Among those of other regiments who either belonged to Sussex or later
took up their residence in this county are;
Captain the Earl of March of the 52nd Foot (Staff A.D.C.) became 5th Duke
of Richmond in 1819. and died October 21, 1860.
Lieut. C. A. Fitzroy (Staff) R.H. Guards, married Lady Mary Lennox. sister
of the preceeding, died 1858.
Lieut.-Colonel Lord Greenock (Staff), 1st Foot Guards, died at St. Leonards,
July 16, 1859.
Lieut.-Colonel Sir Henry Hollis Bradford, K.C.B., 1st Foot Guards (Staff).
Third and youngest son of Thomas Bradford of Ashdown Park, Sussex he died
at La Vacherie, near Lilliere, on December 7. 1816, of wounds received at
Waterloo, and was buried at Storrington, Sussex.
Lieut.

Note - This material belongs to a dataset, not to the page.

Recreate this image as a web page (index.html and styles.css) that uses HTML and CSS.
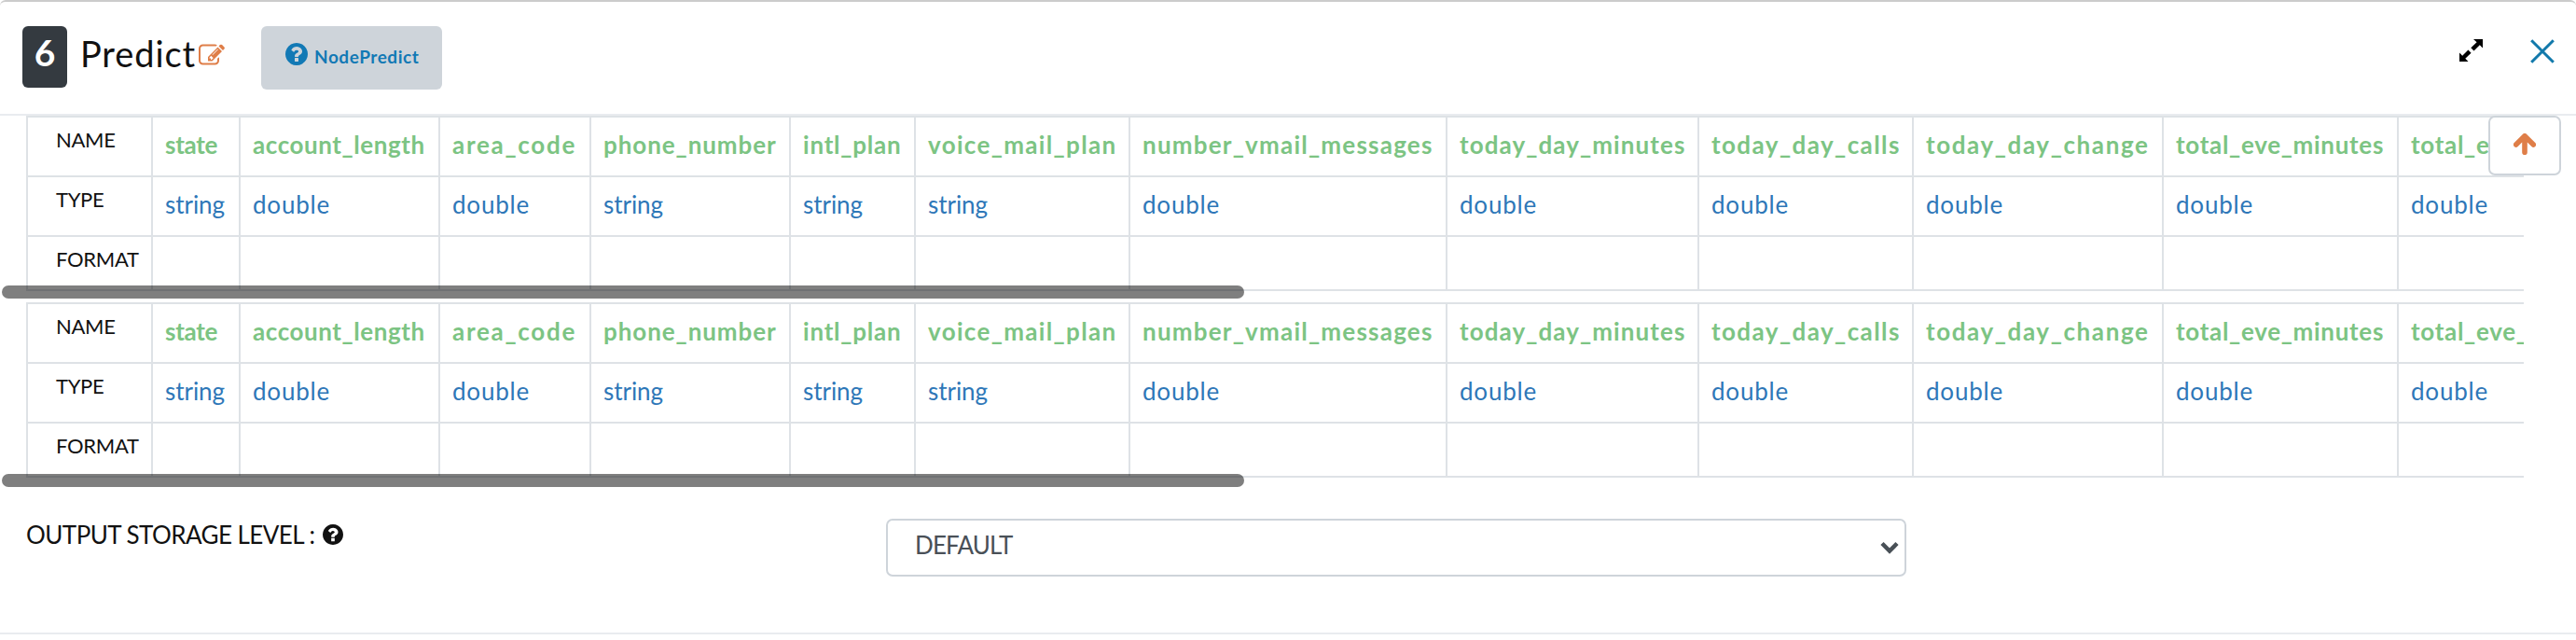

Cornthwaite Ommaney, 1st (Royal) Regiment of Dragoons, died at Chichester
September 14. 1833.
Lieut. James Richard Rotton, was as Lieut.-Colonel Rotton a J.P. for Sussex,
died at Chichester, February 13, 1855
Sir Francis d'Oyly, K.C.B., 1st Regiment Foot Guards, killed, and Henry
d'Oyly, wounded, both sons of the Rev. Matthias d'Oyly, Rector of Buxted
in Sussex. The first-named fell by a musket ball towards the close of Waterloo.
The latter was severely wounded, but lived until September 26, 1855. Both
were then captains in the same battalion.

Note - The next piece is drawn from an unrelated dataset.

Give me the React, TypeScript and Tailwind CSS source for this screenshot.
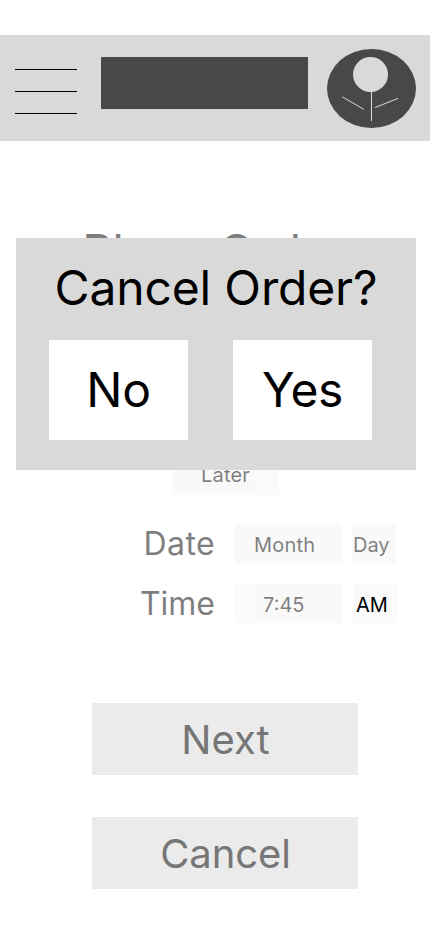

Captain Thomas Brown, of 1st Foot Guards was killed at Quatre Bras. His
brother, Henry Alexander Brown, was afterwards well known at St. Leonards,
" where he was long remembered as a fine old gentleman of the old school."
Beaumont, Lord Hatham, of the Coldstream Regiment of Foot Guards, was
a son of Philadelphia, daughter of Sir John Dyke, Bart., a Sussex landowner.
He died unmarried, December 12, 1870.
Ensign Charles Short, in the same battalion, may have been a Sussex man
since he married a daughter of Richard Barwell, of Stanstead, Sussex. He
died at Odiham in. Hants, January 19, 1857.
Lieut. Thomas Moneypenny (Gybbon-Mony-penny, was probably born at Rye
where his father resided) of the 30th Regiment of Foot. He was wounded at
Waterloo, and stood as M.P. for Rye between 1837 and 1841.
Captain Charles Sandham, of the Royal Artillery, came of a Sussex family
of that name, who had long been landholders in this county. " The first
shot fired by the allied artillery at Waterloo was fired by Sandham's brigade."
He retired on half-pay as brevet-major on June 7, 1822, and died at Rowdell
in Sussex in February, 1869. The name of Sandham was been a household word
in the Artillery for more than a century and a half.
To end what is doubtless a very imperfect list, the name of Thomas Brewer
is added. He belonged to the old Sussex family of Brewer of Pashley, and
his sword was in the possession of a cousin of the writer, a great-grandson
of this Waterloo warrior.
This reply came from Geoffrey Boys:
I was interested in the list of Sussex Men at Waterloo, my great great
great uncle Edward Payne of Hurst Barns was a Captain in the Scots Greys.
He returned from Waterloo with the coat of Colonel James Inglis Hamilton
who died at the command of the Scots Greys. He married his widow Mary and
they lived in Sussex until his death. Mary married thirdly Count von Stiernmann
of Norkopping Castle in Sweden. I have his dress coat made for the Waterloo
Ball.
I hope that this is of interest, Sincerely.